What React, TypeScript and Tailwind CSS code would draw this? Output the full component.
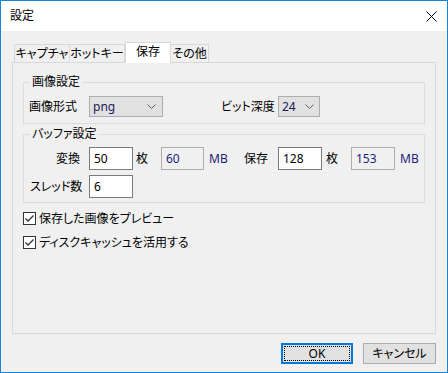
import React from "react";

const font: React.CSSProperties = {
  fontFamily: '"Segoe UI", "Noto Sans", "Noto Sans CJK JP", sans-serif',
  fontFeatureSettings: '"palt"',
};

function Chevron() {
  return (
    <svg width="9" height="5" viewBox="0 0 9 5" className="shrink-0">
      <path d="M0.5 0.5 L4.5 4.5 L8.5 0.5" fill="none" stroke="#606060" strokeWidth="1" />
    </svg>
  );
}

function Check() {
  return (
    <div className="w-[13px] h-[13px] border border-[#333333] bg-white flex items-center justify-center shrink-0">
      <svg width="11" height="11" viewBox="0 0 11 11">
        <path d="M1.5 5.5 L4 8 L9.5 2.5" fill="none" stroke="#333333" strokeWidth="1.3" />
      </svg>
    </div>
  );
}

function Input({ value, w, readOnly }: { value: string; w: string; readOnly?: boolean }) {
  return (
    <div
      className={
        "h-[23px] border flex items-center pl-[4px] text-[12px] leading-none shrink-0 " +
        w +
        (readOnly
          ? " bg-[#f0f0f0] border-[#adadad] text-[#1e1e78]"
          : " bg-white border-[#7a7a7a] text-[#000000]")
      }
    >
      {value}
    </div>
  );
}

export default function App() {
  return (
    <div
      className="w-[448px] h-[373px] border border-[#1883d7] bg-[#f0f0f0] flex flex-col text-[#000000] overflow-hidden whitespace-nowrap"
      style={font}
    >
      {/* Title bar */}
      <div className="h-[30px] bg-white flex items-center justify-between pl-[9px] pr-[9px] shrink-0">
        <span className="text-[12px] leading-none">設定</span>
        <svg width="11" height="11" viewBox="0 0 11 11" className="mr-[1px]">
          <path d="M0.5 0.5 L10.5 10.5 M10.5 0.5 L0.5 10.5" stroke="#000" strokeWidth="1" />
        </svg>
      </div>

      {/* Tabs */}
      <div className="pt-[11px] pl-[13px] flex items-end shrink-0">
        <div className="w-[56px] h-[18px] border border-b-0 border-[#d9d9d9] bg-[#f0f0f0] flex items-center justify-center text-[12px] leading-none">
          キャプチャ
        </div>
        <div className="w-[55px] h-[18px] border border-b-0 border-l-0 border-[#d9d9d9] bg-[#f0f0f0] flex items-center justify-center text-[12px] leading-none">
          ホットキー
        </div>
        <div className="relative z-10 -mb-px w-[46px] h-[21px] border border-b-0 border-[#d9d9d9] bg-white flex items-center justify-center pb-[2px] text-[12px] leading-none">
          保存
        </div>
        <div className="w-[38px] h-[18px] border border-b-0 border-l-0 border-[#d9d9d9] bg-[#f0f0f0] flex items-center justify-center text-[12px] leading-none">
          その他
        </div>
      </div>

      {/* Panel */}
      <div className="ml-[11px] w-[424px] h-[272px] border border-[#d9d9d9] bg-[#f0f0f0] pt-[19px] px-[10px] flex flex-col shrink-0">
        {/* Group 1 */}
        <div className="relative h-[42px] border border-[#dcdcdc] pt-[13px] pl-[5px]">
          <span className="absolute left-[6px] -top-[7px] px-[2px] bg-[#f0f0f0] text-[12px] leading-[12px]">
            画像設定
          </span>
          <div className="flex items-center h-[21px]">
            <span className="w-[60px] text-[12px] leading-none">画像形式</span>
            <div className="w-[74px] h-[21px] border border-[#adadad] bg-[#e1e1e1] flex items-center justify-between pl-[3px] pr-[6px]">
              <span className="text-[12px] leading-none text-[#1a1a5a]">png</span>
              <Chevron />
            </div>
            <span className="ml-[58px] w-[57px] text-[12px] leading-none">ビット深度</span>
            <div className="w-[42px] h-[21px] border border-[#adadad] bg-[#e1e1e1] flex items-center justify-between pl-[3px] pr-[5px]">
              <span className="text-[12px] leading-none text-[#1a1a5a]">24</span>
              <Chevron />
            </div>
          </div>
        </div>

        {/* Group 2 */}
        <div className="relative mt-[10px] h-[69px] border border-[#dcdcdc] pt-[12px] flex flex-col gap-[5px]">
          <span className="absolute left-[6px] -top-[7px] px-[2px] bg-[#f0f0f0] text-[12px] leading-[12px]">
            バッファ設定
          </span>
          <div className="flex items-center h-[23px]">
            <span className="w-[65px] pr-[9px] text-right text-[12px] leading-none">変換</span>
            <Input value="50" w="w-[44px]" />
            <span className="w-[28px] pl-[3px] text-[12px] leading-none">枚</span>
            <Input value="60" w="w-[43px]" readOnly />
            <span className="w-[35px] pl-[5px] text-[12px] leading-none text-[#1e1e78]">MB</span>
            <span className="w-[39px] pl-[5px] text-[12px] leading-none">保存</span>
            <Input value="128" w="w-[44px]" />
            <span className="w-[29px] pl-[4px] text-[12px] leading-none">枚</span>
            <Input value="153" w="w-[44px]" readOnly />
            <span className="pl-[5px] text-[12px] leading-none text-[#1e1e78]">MB</span>
          </div>
          <div className="flex items-center h-[23px]">
            <span className="w-[65px] pl-[6px] text-[12px] leading-none">スレッド数</span>
            <Input value="6" w="w-[44px]" />
          </div>
        </div>

        {/* Checkboxes */}
        <div className="mt-[9px] flex items-center h-[13px] gap-[3px]">
          <Check />
          <span className="text-[12px] leading-none">保存した画像をプレビュー</span>
        </div>
        <div className="mt-[11px] flex items-center h-[13px] gap-[3px]">
          <Check />
          <span className="text-[12px] leading-none">ディスクキャッシュを活用する</span>
        </div>
      </div>

      {/* Buttons */}
      <div className="mt-[9px] flex justify-end gap-[10px] pr-[11px] shrink-0">
        <div className="w-[72px] h-[21px] border-2 border-[#0078d7] bg-[#e1e1e1] p-[1px]">
          <div className="w-full h-full border border-dotted border-[#000000] flex items-center justify-center text-[12px] leading-none">
            OK
          </div>
        </div>
        <div className="w-[73px] h-[21px] border border-[#adadad] bg-[#e1e1e1] flex items-center justify-center text-[12px] leading-none">
          キャンセル
        </div>
      </div>
    </div>
  );
}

## WHAT IS ASKED:
Return the whole listing, word for word, and leave out every picture.

## FINAL RESULT:
What React, TypeScript and Tailwind CSS code would draw this? Output the full component.
import React from "react";

const font: React.CSSProperties = {
  fontFamily: '"Segoe UI", "Noto Sans", "Noto Sans CJK JP", sans-serif',
  fontFeatureSettings: '"palt"',
};

function Chevron() {
  return (
    <svg width="9" height="5" viewBox="0 0 9 5" className="shrink-0">
      <path d="M0.5 0.5 L4.5 4.5 L8.5 0.5" fill="none" stroke="#606060" strokeWidth="1" />
    </svg>
  );
}

function Check() {
  return (
    <div className="w-[13px] h-[13px] border border-[#333333] bg-white flex items-center justify-center shrink-0">
      <svg width="11" height="11" viewBox="0 0 11 11">
        <path d="M1.5 5.5 L4 8 L9.5 2.5" fill="none" stroke="#333333" strokeWidth="1.3" />
      </svg>
    </div>
  );
}

function Input({ value, w, readOnly }: { value: string; w: string; readOnly?: boolean }) {
  return (
    <div
      className={
        "h-[23px] border flex items-center pl-[4px] text-[12px] leading-none shrink-0 " +
        w +
        (readOnly
          ? " bg-[#f0f0f0] border-[#adadad] text-[#1e1e78]"
          : " bg-white border-[#7a7a7a] text-[#000000]")
      }
    >
      {value}
    </div>
  );
}

export default function App() {
  return (
    <div
      className="w-[448px] h-[373px] border border-[#1883d7] bg-[#f0f0f0] flex flex-col text-[#000000] overflow-hidden whitespace-nowrap"
      style={font}
    >
      {/* Title bar */}
      <div className="h-[30px] bg-white flex items-center justify-between pl-[9px] pr-[9px] shrink-0">
        <span className="text-[12px] leading-none">設定</span>
        <svg width="11" height="11" viewBox="0 0 11 11" className="mr-[1px]">
          <path d="M0.5 0.5 L10.5 10.5 M10.5 0.5 L0.5 10.5" stroke="#000" strokeWidth="1" />
        </svg>
      </div>

      {/* Tabs */}
      <div className="pt-[11px] pl-[13px] flex items-end shrink-0">
        <div className="w-[56px] h-[18px] border border-b-0 border-[#d9d9d9] bg-[#f0f0f0] flex items-center justify-center text-[12px] leading-none">
          キャプチャ
        </div>
        <div className="w-[55px] h-[18px] border border-b-0 border-l-0 border-[#d9d9d9] bg-[#f0f0f0] flex items-center justify-center text-[12px] leading-none">
          ホットキー
        </div>
        <div className="relative z-10 -mb-px w-[46px] h-[21px] border border-b-0 border-[#d9d9d9] bg-white flex items-center justify-center pb-[2px] text-[12px] leading-none">
          保存
        </div>
        <div className="w-[38px] h-[18px] border border-b-0 border-l-0 border-[#d9d9d9] bg-[#f0f0f0] flex items-center justify-center text-[12px] leading-none">
          その他
        </div>
      </div>

      {/* Panel */}
      <div className="ml-[11px] w-[424px] h-[272px] border border-[#d9d9d9] bg-[#f0f0f0] pt-[19px] px-[10px] flex flex-col shrink-0">
        {/* Group 1 */}
        <div className="relative h-[42px] border border-[#dcdcdc] pt-[13px] pl-[5px]">
          <span className="absolute left-[6px] -top-[7px] px-[2px] bg-[#f0f0f0] text-[12px] leading-[12px]">
            画像設定
          </span>
          <div className="flex items-center h-[21px]">
            <span className="w-[60px] text-[12px] leading-none">画像形式</span>
            <div className="w-[74px] h-[21px] border border-[#adadad] bg-[#e1e1e1] flex items-center justify-between pl-[3px] pr-[6px]">
              <span className="text-[12px] leading-none text-[#1a1a5a]">png</span>
              <Chevron />
            </div>
            <span className="ml-[58px] w-[57px] text-[12px] leading-none">ビット深度</span>
            <div className="w-[42px] h-[21px] border border-[#adadad] bg-[#e1e1e1] flex items-center justify-between pl-[3px] pr-[5px]">
              <span className="text-[12px] leading-none text-[#1a1a5a]">24</span>
              <Chevron />
            </div>
          </div>
        </div>

        {/* Group 2 */}
        <div className="relative mt-[10px] h-[69px] border border-[#dcdcdc] pt-[12px] flex flex-col gap-[5px]">
          <span className="absolute left-[6px] -top-[7px] px-[2px] bg-[#f0f0f0] text-[12px] leading-[12px]">
            バッファ設定
          </span>
          <div className="flex items-center h-[23px]">
            <span className="w-[65px] pr-[9px] text-right text-[12px] leading-none">変換</span>
            <Input value="50" w="w-[44px]" />
            <span className="w-[28px] pl-[3px] text-[12px] leading-none">枚</span>
            <Input value="60" w="w-[43px]" readOnly />
            <span className="w-[35px] pl-[5px] text-[12px] leading-none text-[#1e1e78]">MB</span>
            <span className="w-[39px] pl-[5px] text-[12px] leading-none">保存</span>
            <Input value="128" w="w-[44px]" />
            <span className="w-[29px] pl-[4px] text-[12px] leading-none">枚</span>
            <Input value="153" w="w-[44px]" readOnly />
            <span className="pl-[5px] text-[12px] leading-none text-[#1e1e78]">MB</span>
          </div>
          <div className="flex items-center h-[23px]">
            <span className="w-[65px] pl-[6px] text-[12px] leading-none">スレッド数</span>
            <Input value="6" w="w-[44px]" />
          </div>
        </div>

        {/* Checkboxes */}
        <div className="mt-[9px] flex items-center h-[13px] gap-[3px]">
          <Check />
          <span className="text-[12px] leading-none">保存した画像をプレビュー</span>
        </div>
        <div className="mt-[11px] flex items-center h-[13px] gap-[3px]">
          <Check />
          <span className="text-[12px] leading-none">ディスクキャッシュを活用する</span>
        </div>
      </div>

      {/* Buttons */}
      <div className="mt-[9px] flex justify-end gap-[10px] pr-[11px] shrink-0">
        <div className="w-[72px] h-[21px] border-2 border-[#0078d7] bg-[#e1e1e1] p-[1px]">
          <div className="w-full h-full border border-dotted border-[#000000] flex items-center justify-center text-[12px] leading-none">
            OK
          </div>
        </div>
        <div className="w-[73px] h-[21px] border border-[#adadad] bg-[#e1e1e1] flex items-center justify-center text-[12px] leading-none">
          キャンセル
        </div>
      </div>
    </div>
  );
}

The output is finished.